11. For incentive claimant’s that are partnerships (not qualifying taxpayers), the prescribed form is the T5013 Schedule 78 Carbon Capture, Utilization, and Storage Investment Tax Credit.
12. When the incentive claimant is a partnership (not a qualifying taxpayer), the prescribed form and manner for this attestation is that it is to be made as part of the partnership’s computation and allocation of the particular specified tax credit to its members.
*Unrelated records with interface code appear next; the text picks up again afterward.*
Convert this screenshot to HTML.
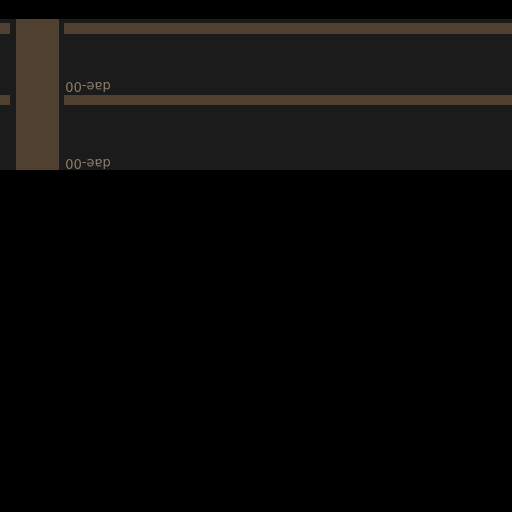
<!DOCTYPE html>
<html><head><style>
html,body{margin:0;padding:0;background:#000;width:512px;height:512px;overflow:hidden}
.p{position:absolute;left:0;top:19px;width:512px;height:151px;background:#1b1b1b}
.b{position:absolute;background:#4f4030}
.t{position:absolute;left:65px;font:13px "DejaVu Sans","Liberation Sans",sans-serif;color:#8c7d68;transform:rotate(180deg);line-height:13px;width:46px;text-align:center}
</style></head><body>
<div class="p"></div>
<div class="b" style="left:16px;top:19px;width:43px;height:151px"></div>
<div class="b" style="left:0;top:23px;width:10px;height:11px"></div>
<div class="b" style="left:64px;top:23px;width:448px;height:11px"></div>
<div class="b" style="left:0;top:95px;width:10px;height:10px"></div>
<div class="b" style="left:64px;top:95px;width:448px;height:10px"></div>
<div class="t" style="top:79px">dae-00</div>
<div class="t" style="top:156px">dae-00</div>
</body></html>
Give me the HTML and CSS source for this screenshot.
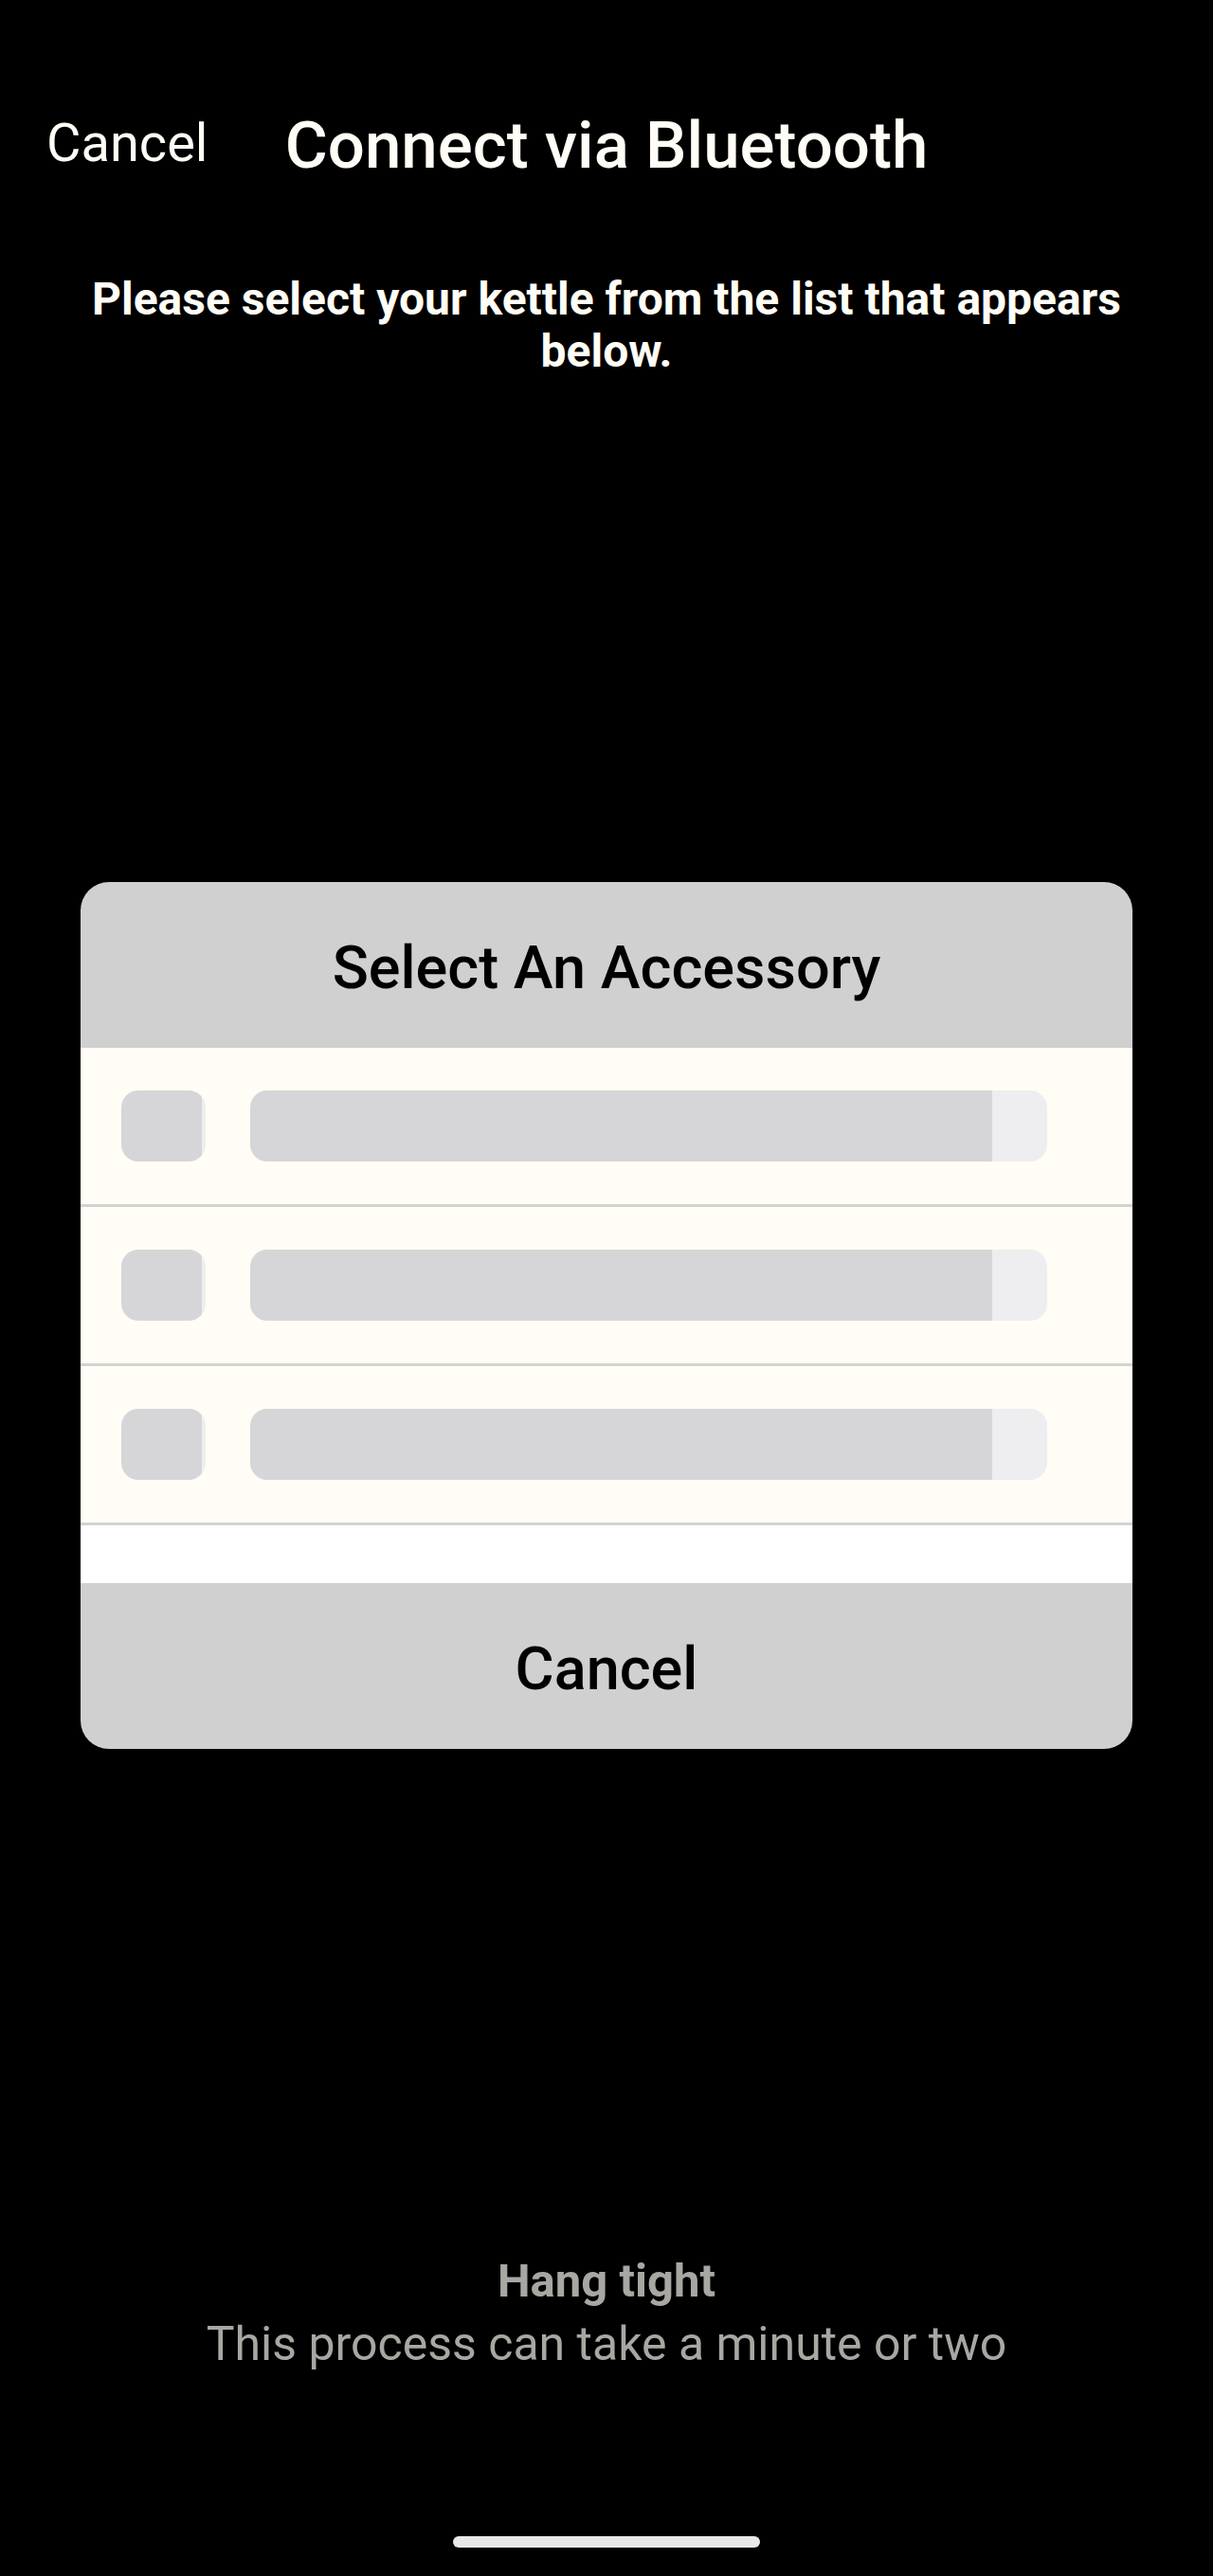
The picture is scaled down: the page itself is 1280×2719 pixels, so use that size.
FILE: index.html
```html
<!DOCTYPE html>
<html lang="en">
<head>
    <meta charset="UTF-8">
    <meta name="viewport" content="width=device-width, initial-scale=1.0">
    <title>Connect via Bluetooth</title>
    <link rel="stylesheet" href="styles.css">
</head>
<body>

    <div class="screen">
        <div class="top-bar">
            <span class="top-cancel">Cancel</span>
            <h1>Connect via Bluetooth</h1>
            <span></span>
        </div>

        <p class="intro">Please select your kettle from the list that appears below.</p>

        <!-- Accessory picker -->
        <div class="picker">
            <div class="picker-title">Select An Accessory</div>

            <div class="picker-row">
                <div class="ph-icon"></div>
                <div class="ph-name"></div>
            </div>
            <div class="picker-row">
                <div class="ph-icon"></div>
                <div class="ph-name"></div>
            </div>
            <div class="picker-row">
                <div class="ph-icon"></div>
                <div class="ph-name"></div>
            </div>

            <div class="picker-space"></div>
            <div class="picker-cancel">Cancel</div>
        </div>

        <div class="wait">
            <div class="wait-title">Hang tight</div>
            <div class="wait-text">This process can take a minute or two</div>
        </div>

        <div class="home-bar"></div>
    </div>

</body>
</html>
```

FILE: styles.css
```css
body {
    margin: 0;
    background-color: #000;
    font-family: Roboto, "Liberation Sans", sans-serif;
}

.screen {
    height: 2719px;
    padding-top: 109px;
    box-sizing: border-box;
    display: flex;
    flex-direction: column;
    align-items: center;
}

.top-bar {
    width: 100%;
    display: grid;
    grid-template-columns: 1fr auto 1fr;
    color: #fffdf5;
}

.top-cancel {
    font-size: 56px;
    line-height: 84px;
    padding-left: 49px;
}

h1 {
    margin: 0;
    font-size: 69px;
    font-weight: 500;
    line-height: 90px;
}

.intro {
    margin: 89px 0 0;
    padding: 0 50px;
    color: #fffdf5;
    font-size: 48px;
    font-weight: 700;
    line-height: 55px;
    text-align: center;
}

.picker {
    margin-top: 533px;
    width: 1110px;
    border-radius: 30px;
    overflow: hidden;
}

.picker-title,
.picker-cancel {
    height: 175px;
    box-sizing: border-box;
    padding-top: 7px;
    line-height: 168px;
    background-color: #d0d0d0;
    color: #000;
    font-size: 63px;
    font-weight: 500;
    text-align: center;
}

.picker-row {
    display: flex;
    gap: 47px;
    padding: 45px 90px 45px 43px;
    background-color: #fffdf5;
    border-bottom: 3px solid #d3d3d3;
}

.ph-icon,
.ph-name {
    height: 75px;
    border-radius: 18px;
}

.ph-icon {
    width: 89px;
    background: linear-gradient(to right, #d6d6d8 95%, #eeeef0 95%);
}

.ph-name {
    flex: 1;
    background: linear-gradient(to right, #d6d6d8 93.1%, #eeeef0 93.1%);
}

.picker-space {
    height: 61px;
    background-color: #fff;
}

.wait {
    margin-top: 532px;
    color: #a8a7a2;
    text-align: center;
}

.wait-title {
    font-size: 49px;
    font-weight: 700;
    line-height: 60px;
}

.wait-text {
    font-size: 50px;
    line-height: 72px;
}

.home-bar {
    margin-top: 167px;
    width: 324px;
    height: 12px;
    border-radius: 6px;
    background-color: #e8e8e8;
}
```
The prescribed form for a partnership is the T5013 Schedule 78- Carbon Capture, Utilization and Storage Investment Tax Credit.
13. The $20 per day is indexed pursuant to subsection 127.46(8) after 2023. For more information, see For incentive claimants: Avoiding the reduced tax credit rate for Clean Economy ITCs - Canada.ca
14. For more information, see CRA document 2025-108081 (CTF Question).
15. Including the additional hypothetical facts included under Question 3 of this letter.
16. Subsection 127.46(13) states: For any covered worker in respect of whom a top-up amount is not paid under subsection (11), the incentive claimant shall pay to the Receiver General, as a penalty under this Act, 120% of the amount determined by the formula in subsection (12).
Subsection 127.46(11) states: Unless subsection (9) applies, if an incentive claimant receives a notification from the Minister specifying that the incentive claimant did not meet the prevailing wage requirements for a designated work site for a taxation year, the incentive claimant may within one year after receipt of the notification, or such longer period as is acceptable to the Minister, cause each covered worker to be paid the top-up amount determined under subsection (12).